Problem to solve: Reproduce all the entries exactly and keep the pictures out.

Available data:
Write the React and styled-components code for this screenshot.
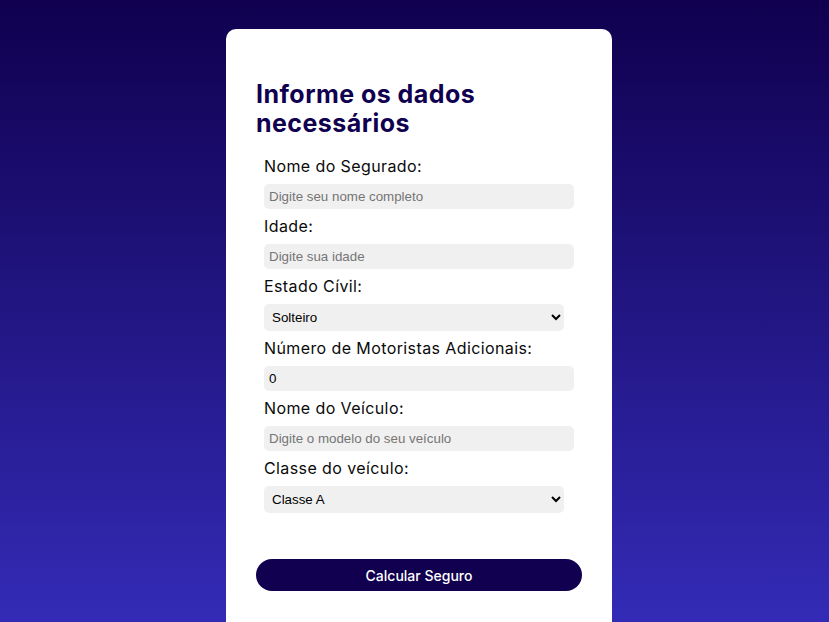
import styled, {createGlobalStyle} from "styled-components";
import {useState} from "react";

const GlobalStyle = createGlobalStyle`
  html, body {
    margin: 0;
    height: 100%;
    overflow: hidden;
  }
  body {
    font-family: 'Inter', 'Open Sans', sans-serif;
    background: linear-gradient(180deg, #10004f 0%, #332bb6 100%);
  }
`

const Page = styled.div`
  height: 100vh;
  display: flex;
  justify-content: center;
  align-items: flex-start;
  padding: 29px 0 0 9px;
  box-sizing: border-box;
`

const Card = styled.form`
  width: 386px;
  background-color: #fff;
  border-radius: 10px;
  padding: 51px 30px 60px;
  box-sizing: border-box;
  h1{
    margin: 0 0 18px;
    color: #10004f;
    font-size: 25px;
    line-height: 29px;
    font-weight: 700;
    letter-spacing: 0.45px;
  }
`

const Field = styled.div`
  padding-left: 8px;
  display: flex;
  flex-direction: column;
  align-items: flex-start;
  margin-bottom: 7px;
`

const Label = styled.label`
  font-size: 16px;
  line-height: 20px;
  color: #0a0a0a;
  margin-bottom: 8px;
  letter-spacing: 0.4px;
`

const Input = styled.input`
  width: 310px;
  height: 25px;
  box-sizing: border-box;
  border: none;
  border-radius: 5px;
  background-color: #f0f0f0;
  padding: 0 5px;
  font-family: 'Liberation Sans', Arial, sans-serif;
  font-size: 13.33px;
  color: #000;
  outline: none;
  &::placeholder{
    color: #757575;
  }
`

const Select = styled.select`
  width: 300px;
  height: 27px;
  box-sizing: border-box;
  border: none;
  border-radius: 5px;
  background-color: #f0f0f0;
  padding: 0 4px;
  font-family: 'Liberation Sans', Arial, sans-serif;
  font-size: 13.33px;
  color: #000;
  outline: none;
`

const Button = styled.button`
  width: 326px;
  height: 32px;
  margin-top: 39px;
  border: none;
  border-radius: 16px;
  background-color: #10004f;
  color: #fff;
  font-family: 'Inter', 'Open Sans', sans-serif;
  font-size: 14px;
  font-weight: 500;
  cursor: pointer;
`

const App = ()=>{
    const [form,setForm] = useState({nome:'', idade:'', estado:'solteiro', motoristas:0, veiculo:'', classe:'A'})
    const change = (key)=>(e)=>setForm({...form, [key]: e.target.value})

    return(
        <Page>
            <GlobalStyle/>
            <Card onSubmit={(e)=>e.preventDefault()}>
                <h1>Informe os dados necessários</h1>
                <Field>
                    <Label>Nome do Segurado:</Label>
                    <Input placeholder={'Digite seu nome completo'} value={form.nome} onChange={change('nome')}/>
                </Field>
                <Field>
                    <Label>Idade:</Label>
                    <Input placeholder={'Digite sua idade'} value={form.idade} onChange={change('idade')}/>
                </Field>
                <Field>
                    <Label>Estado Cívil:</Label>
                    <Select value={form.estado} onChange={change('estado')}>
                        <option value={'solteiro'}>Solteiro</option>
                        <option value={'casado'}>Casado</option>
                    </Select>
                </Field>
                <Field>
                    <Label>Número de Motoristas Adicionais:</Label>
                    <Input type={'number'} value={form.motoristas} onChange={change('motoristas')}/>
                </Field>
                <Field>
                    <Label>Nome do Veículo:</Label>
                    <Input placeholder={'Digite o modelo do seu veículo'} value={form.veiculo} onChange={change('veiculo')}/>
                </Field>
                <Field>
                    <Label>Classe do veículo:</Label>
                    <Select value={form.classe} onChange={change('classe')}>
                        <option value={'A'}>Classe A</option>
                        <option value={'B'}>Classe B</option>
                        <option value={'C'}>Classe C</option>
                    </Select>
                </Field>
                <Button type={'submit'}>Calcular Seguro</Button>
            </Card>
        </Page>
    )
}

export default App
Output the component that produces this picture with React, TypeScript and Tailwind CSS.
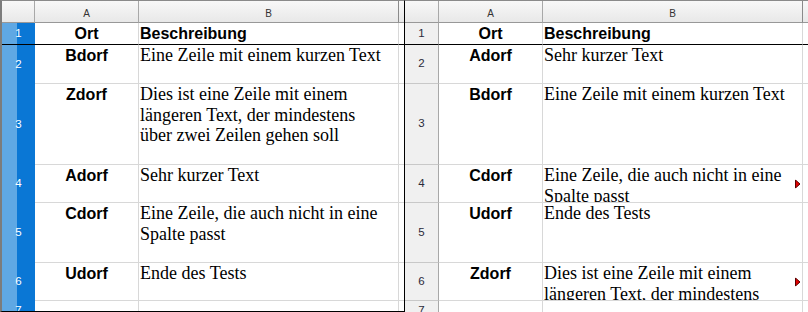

Written answer:
Write the React and styled-components code for this screenshot.
import styled, {createGlobalStyle} from "styled-components";
import {useState} from "react";

const GlobalStyle = createGlobalStyle`
  html, body {
    margin: 0;
    height: 100%;
    overflow: hidden;
  }
  body {
    font-family: 'Inter', 'Open Sans', sans-serif;
    background: linear-gradient(180deg, #10004f 0%, #332bb6 100%);
  }
`

const Page = styled.div`
  height: 100vh;
  display: flex;
  justify-content: center;
  align-items: flex-start;
  padding: 29px 0 0 9px;
  box-sizing: border-box;
`

const Card = styled.form`
  width: 386px;
  background-color: #fff;
  border-radius: 10px;
  padding: 51px 30px 60px;
  box-sizing: border-box;
  h1{
    margin: 0 0 18px;
    color: #10004f;
    font-size: 25px;
    line-height: 29px;
    font-weight: 700;
    letter-spacing: 0.45px;
  }
`

const Field = styled.div`
  padding-left: 8px;
  display: flex;
  flex-direction: column;
  align-items: flex-start;
  margin-bottom: 7px;
`

const Label = styled.label`
  font-size: 16px;
  line-height: 20px;
  color: #0a0a0a;
  margin-bottom: 8px;
  letter-spacing: 0.4px;
`

const Input = styled.input`
  width: 310px;
  height: 25px;
  box-sizing: border-box;
  border: none;
  border-radius: 5px;
  background-color: #f0f0f0;
  padding: 0 5px;
  font-family: 'Liberation Sans', Arial, sans-serif;
  font-size: 13.33px;
  color: #000;
  outline: none;
  &::placeholder{
    color: #757575;
  }
`

const Select = styled.select`
  width: 300px;
  height: 27px;
  box-sizing: border-box;
  border: none;
  border-radius: 5px;
  background-color: #f0f0f0;
  padding: 0 4px;
  font-family: 'Liberation Sans', Arial, sans-serif;
  font-size: 13.33px;
  color: #000;
  outline: none;
`

const Button = styled.button`
  width: 326px;
  height: 32px;
  margin-top: 39px;
  border: none;
  border-radius: 16px;
  background-color: #10004f;
  color: #fff;
  font-family: 'Inter', 'Open Sans', sans-serif;
  font-size: 14px;
  font-weight: 500;
  cursor: pointer;
`

const App = ()=>{
    const [form,setForm] = useState({nome:'', idade:'', estado:'solteiro', motoristas:0, veiculo:'', classe:'A'})
    const change = (key)=>(e)=>setForm({...form, [key]: e.target.value})

    return(
        <Page>
            <GlobalStyle/>
            <Card onSubmit={(e)=>e.preventDefault()}>
                <h1>Informe os dados necessários</h1>
                <Field>
                    <Label>Nome do Segurado:</Label>
                    <Input placeholder={'Digite seu nome completo'} value={form.nome} onChange={change('nome')}/>
                </Field>
                <Field>
                    <Label>Idade:</Label>
                    <Input placeholder={'Digite sua idade'} value={form.idade} onChange={change('idade')}/>
                </Field>
                <Field>
                    <Label>Estado Cívil:</Label>
                    <Select value={form.estado} onChange={change('estado')}>
                        <option value={'solteiro'}>Solteiro</option>
                        <option value={'casado'}>Casado</option>
                    </Select>
                </Field>
                <Field>
                    <Label>Número de Motoristas Adicionais:</Label>
                    <Input type={'number'} value={form.motoristas} onChange={change('motoristas')}/>
                </Field>
                <Field>
                    <Label>Nome do Veículo:</Label>
                    <Input placeholder={'Digite o modelo do seu veículo'} value={form.veiculo} onChange={change('veiculo')}/>
                </Field>
                <Field>
                    <Label>Classe do veículo:</Label>
                    <Select value={form.classe} onChange={change('classe')}>
                        <option value={'A'}>Classe A</option>
                        <option value={'B'}>Classe B</option>
                        <option value={'C'}>Classe C</option>
                    </Select>
                </Field>
                <Button type={'submit'}>Calcular Seguro</Button>
            </Card>
        </Page>
    )
}

export default App
Output the component that produces this picture with React, TypeScript and Tailwind CSS.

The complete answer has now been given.